→ **Excerpted data**
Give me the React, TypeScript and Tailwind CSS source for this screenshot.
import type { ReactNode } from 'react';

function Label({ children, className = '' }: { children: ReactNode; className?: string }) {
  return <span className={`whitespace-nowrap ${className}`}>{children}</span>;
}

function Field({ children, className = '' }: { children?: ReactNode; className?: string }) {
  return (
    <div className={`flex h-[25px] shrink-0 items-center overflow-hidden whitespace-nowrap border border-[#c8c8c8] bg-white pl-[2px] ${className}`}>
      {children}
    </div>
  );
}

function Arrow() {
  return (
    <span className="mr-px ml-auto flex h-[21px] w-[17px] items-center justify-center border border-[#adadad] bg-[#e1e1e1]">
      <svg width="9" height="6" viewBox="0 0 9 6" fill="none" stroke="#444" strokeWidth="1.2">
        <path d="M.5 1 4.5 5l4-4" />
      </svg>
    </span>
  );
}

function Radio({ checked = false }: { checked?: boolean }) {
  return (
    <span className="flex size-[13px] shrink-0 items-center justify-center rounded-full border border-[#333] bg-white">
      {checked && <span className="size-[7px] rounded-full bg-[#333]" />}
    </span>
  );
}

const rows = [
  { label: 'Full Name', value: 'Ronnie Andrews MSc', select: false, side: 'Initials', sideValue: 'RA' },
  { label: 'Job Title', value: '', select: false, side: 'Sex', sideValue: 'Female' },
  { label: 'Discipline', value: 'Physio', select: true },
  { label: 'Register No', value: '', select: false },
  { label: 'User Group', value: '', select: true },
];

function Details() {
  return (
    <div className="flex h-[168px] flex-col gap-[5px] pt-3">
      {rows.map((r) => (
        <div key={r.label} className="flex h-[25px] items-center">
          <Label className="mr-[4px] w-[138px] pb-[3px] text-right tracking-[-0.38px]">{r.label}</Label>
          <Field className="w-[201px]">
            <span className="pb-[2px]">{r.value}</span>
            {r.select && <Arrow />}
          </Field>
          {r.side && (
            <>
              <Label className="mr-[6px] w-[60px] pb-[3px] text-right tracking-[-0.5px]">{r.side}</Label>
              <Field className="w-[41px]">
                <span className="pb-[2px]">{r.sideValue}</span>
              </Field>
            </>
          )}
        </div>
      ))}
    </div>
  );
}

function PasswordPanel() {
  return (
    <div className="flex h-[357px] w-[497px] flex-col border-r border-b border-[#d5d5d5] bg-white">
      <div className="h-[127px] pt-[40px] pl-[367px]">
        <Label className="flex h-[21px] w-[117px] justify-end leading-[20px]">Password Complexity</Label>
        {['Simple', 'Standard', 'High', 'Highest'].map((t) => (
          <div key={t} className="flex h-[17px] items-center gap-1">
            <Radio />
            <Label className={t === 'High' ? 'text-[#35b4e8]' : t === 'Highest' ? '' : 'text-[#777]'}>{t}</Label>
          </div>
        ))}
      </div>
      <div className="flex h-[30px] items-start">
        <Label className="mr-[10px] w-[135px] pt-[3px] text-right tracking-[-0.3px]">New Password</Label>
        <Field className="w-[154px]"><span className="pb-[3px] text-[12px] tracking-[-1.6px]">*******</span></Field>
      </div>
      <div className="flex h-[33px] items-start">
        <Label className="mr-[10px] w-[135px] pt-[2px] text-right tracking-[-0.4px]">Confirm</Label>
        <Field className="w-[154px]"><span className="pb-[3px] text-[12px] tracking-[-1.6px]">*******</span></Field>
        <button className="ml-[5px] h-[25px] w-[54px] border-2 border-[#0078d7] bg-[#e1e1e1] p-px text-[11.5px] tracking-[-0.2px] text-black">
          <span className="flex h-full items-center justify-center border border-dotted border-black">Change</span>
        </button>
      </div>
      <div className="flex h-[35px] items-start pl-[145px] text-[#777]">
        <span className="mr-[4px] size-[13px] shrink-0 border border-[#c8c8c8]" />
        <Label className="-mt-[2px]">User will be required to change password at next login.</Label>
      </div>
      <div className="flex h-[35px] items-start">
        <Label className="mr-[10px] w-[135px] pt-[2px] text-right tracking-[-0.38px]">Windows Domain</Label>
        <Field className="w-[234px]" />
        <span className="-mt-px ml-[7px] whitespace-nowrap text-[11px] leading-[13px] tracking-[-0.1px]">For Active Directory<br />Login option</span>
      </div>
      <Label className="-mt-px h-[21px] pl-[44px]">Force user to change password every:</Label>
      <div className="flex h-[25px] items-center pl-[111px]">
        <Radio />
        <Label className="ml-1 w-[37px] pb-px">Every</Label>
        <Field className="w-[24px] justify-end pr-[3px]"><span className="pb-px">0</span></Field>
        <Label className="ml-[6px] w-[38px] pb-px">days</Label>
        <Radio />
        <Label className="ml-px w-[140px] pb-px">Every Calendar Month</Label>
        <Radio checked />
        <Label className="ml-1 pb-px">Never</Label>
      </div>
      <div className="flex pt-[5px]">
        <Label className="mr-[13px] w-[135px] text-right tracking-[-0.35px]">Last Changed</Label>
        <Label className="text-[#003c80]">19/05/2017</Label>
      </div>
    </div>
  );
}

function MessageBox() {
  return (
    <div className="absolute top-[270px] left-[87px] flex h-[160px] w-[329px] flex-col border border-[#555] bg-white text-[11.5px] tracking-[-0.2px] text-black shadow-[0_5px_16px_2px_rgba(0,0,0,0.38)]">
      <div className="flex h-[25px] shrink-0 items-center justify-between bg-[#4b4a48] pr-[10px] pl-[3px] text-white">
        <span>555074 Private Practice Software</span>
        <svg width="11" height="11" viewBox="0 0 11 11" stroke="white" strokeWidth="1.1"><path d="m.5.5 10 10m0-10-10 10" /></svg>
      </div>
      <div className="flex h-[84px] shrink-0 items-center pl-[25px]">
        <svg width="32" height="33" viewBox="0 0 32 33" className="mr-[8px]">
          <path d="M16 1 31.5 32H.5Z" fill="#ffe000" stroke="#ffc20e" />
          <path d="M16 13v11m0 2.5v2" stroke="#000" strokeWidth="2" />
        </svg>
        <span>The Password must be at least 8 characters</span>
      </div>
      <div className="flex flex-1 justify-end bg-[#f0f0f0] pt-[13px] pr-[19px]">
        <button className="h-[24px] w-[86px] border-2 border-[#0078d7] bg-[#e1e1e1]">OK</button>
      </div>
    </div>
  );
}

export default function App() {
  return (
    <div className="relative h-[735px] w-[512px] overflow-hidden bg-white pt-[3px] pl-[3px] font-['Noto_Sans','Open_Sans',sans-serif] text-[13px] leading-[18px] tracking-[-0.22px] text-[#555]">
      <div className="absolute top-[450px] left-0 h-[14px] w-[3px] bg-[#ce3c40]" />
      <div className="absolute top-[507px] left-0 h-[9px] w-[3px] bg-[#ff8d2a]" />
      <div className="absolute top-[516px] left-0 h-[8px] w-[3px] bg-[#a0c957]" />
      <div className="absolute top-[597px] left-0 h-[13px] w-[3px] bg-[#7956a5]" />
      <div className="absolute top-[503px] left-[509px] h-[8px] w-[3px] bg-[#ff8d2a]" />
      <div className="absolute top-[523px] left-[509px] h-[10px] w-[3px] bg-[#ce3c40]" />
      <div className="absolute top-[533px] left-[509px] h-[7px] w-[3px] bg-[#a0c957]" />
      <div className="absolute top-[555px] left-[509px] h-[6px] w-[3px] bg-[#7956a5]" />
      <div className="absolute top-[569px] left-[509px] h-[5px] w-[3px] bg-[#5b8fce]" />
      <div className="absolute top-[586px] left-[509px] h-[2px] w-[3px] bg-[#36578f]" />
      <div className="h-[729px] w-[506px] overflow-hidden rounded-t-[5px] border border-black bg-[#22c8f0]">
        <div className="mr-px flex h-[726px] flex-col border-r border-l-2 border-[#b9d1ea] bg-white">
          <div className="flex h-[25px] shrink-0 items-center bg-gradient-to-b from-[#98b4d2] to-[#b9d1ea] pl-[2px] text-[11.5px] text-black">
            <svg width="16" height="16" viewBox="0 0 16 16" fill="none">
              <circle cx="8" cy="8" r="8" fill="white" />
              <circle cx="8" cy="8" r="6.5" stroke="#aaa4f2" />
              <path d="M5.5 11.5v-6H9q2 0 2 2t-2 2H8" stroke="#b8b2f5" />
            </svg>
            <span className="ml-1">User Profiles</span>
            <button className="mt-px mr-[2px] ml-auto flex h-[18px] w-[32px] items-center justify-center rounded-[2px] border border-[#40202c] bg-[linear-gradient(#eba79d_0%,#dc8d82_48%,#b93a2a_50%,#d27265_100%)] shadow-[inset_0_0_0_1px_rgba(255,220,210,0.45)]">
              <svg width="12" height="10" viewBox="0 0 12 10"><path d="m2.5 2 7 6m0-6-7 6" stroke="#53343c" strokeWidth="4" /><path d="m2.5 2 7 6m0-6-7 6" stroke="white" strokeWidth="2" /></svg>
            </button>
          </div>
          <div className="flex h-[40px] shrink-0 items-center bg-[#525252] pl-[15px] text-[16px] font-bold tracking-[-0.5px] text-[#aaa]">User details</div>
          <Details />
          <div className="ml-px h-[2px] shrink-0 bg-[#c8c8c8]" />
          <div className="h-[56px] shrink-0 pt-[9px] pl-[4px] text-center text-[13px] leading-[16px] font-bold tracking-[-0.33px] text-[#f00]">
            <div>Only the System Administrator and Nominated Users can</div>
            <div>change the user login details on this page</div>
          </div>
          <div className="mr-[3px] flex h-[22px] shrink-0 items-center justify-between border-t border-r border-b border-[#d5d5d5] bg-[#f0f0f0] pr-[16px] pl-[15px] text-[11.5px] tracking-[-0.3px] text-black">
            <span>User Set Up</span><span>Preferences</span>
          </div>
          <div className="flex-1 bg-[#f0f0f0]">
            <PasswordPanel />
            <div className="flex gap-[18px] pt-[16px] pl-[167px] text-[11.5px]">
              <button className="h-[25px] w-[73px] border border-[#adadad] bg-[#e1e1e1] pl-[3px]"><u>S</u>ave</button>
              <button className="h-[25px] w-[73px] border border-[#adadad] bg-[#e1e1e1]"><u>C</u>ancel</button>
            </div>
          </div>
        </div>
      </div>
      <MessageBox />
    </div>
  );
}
==
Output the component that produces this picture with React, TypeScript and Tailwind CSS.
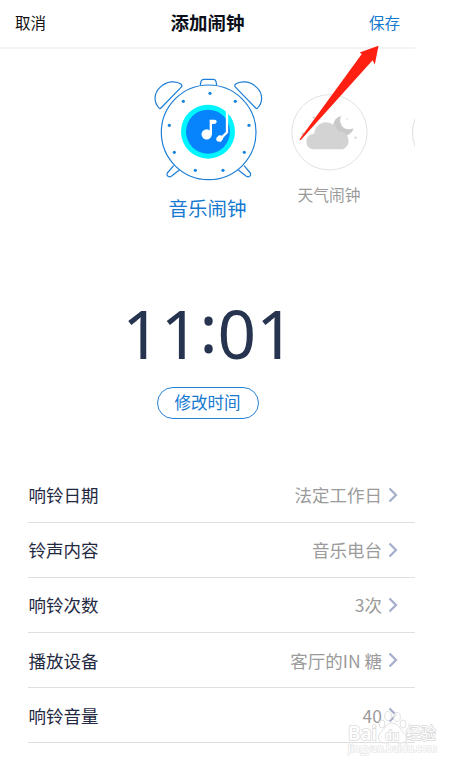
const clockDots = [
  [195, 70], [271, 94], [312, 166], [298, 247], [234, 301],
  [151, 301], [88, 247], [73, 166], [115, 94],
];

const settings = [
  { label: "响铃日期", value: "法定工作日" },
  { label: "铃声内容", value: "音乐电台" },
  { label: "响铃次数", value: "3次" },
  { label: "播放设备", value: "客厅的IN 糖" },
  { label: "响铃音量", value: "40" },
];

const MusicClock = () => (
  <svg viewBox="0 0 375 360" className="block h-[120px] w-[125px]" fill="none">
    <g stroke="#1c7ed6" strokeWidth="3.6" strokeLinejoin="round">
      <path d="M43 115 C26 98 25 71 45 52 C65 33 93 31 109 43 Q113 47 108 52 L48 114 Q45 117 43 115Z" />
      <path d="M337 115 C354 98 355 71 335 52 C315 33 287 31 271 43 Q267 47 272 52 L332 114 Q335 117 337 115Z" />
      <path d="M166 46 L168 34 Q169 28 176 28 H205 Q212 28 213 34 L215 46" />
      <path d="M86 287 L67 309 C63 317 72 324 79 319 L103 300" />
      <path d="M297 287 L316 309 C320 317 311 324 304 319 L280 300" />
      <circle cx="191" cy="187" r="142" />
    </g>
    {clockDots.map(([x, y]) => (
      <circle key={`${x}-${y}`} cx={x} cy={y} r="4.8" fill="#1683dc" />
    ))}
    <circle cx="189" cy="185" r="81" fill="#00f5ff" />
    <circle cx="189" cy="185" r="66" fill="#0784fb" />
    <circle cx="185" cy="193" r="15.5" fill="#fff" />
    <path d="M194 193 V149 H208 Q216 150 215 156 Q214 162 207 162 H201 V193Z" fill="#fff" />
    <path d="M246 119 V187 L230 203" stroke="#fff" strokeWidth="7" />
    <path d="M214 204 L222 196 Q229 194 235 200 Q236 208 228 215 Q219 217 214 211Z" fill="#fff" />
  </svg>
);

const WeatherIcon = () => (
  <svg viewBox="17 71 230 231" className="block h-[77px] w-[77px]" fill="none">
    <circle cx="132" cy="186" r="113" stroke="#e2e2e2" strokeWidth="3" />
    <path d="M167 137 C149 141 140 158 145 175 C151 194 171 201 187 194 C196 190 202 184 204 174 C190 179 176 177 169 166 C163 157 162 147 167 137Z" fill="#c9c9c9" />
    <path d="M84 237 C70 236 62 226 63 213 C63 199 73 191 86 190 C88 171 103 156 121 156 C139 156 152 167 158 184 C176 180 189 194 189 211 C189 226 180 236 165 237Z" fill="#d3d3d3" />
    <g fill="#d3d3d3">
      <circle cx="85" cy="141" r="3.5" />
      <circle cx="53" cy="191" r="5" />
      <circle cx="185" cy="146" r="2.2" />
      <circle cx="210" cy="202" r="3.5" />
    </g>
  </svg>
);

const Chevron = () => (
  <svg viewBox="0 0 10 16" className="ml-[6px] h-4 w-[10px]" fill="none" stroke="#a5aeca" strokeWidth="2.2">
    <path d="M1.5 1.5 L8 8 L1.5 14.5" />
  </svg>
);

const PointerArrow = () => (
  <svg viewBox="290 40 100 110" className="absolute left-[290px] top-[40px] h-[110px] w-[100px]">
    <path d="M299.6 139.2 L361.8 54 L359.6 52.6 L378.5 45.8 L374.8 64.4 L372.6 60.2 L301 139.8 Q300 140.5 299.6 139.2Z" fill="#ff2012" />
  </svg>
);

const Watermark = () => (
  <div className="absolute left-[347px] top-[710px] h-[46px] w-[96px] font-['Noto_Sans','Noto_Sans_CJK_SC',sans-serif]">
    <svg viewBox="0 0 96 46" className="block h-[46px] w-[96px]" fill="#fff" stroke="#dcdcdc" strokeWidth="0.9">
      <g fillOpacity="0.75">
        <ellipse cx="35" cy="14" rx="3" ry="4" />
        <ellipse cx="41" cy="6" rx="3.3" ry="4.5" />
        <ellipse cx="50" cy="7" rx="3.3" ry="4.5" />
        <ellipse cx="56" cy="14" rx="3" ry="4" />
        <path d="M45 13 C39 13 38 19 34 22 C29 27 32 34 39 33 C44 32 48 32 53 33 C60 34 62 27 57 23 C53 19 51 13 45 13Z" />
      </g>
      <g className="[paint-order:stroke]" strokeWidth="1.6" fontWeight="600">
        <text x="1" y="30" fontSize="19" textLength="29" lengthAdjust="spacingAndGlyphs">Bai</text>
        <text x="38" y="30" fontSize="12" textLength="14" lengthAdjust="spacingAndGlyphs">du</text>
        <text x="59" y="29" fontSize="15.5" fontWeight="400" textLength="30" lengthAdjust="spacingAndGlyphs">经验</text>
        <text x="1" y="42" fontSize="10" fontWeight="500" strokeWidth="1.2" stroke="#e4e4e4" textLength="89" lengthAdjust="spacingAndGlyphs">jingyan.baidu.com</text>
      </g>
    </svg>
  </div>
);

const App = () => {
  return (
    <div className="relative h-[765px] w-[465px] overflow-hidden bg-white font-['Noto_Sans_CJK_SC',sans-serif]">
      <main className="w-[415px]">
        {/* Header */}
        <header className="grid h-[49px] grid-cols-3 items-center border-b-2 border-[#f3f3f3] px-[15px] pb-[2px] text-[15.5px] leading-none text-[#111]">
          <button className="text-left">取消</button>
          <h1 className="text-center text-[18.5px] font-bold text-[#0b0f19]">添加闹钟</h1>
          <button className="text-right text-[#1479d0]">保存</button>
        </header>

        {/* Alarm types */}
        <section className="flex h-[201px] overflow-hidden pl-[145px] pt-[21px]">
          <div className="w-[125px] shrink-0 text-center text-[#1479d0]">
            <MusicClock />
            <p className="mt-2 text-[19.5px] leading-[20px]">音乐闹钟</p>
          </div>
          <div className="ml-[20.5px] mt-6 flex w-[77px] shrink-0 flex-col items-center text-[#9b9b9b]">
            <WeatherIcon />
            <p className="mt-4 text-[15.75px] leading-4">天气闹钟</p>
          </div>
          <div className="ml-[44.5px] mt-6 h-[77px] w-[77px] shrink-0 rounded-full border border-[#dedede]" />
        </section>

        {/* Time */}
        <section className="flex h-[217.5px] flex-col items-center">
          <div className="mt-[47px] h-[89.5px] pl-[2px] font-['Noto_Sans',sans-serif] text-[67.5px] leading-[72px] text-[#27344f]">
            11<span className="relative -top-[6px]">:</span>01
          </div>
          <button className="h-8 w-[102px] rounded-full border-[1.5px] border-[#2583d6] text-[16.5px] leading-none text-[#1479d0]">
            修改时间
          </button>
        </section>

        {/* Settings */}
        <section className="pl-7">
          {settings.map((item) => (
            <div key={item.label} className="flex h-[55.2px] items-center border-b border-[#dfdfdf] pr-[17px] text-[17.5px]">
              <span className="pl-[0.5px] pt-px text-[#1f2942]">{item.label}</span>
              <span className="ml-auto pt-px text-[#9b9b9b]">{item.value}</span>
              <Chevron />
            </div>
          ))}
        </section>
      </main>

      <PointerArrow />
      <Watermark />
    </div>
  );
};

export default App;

→ **Set exercise**
Consider the entries above and return each line with the string "this".

→ **Finished answer**
Give me the React, TypeScript and Tailwind CSS source for this screenshot.
            <div>change the user login details on this page</div>
Output the component that produces this picture with React, TypeScript and Tailwind CSS.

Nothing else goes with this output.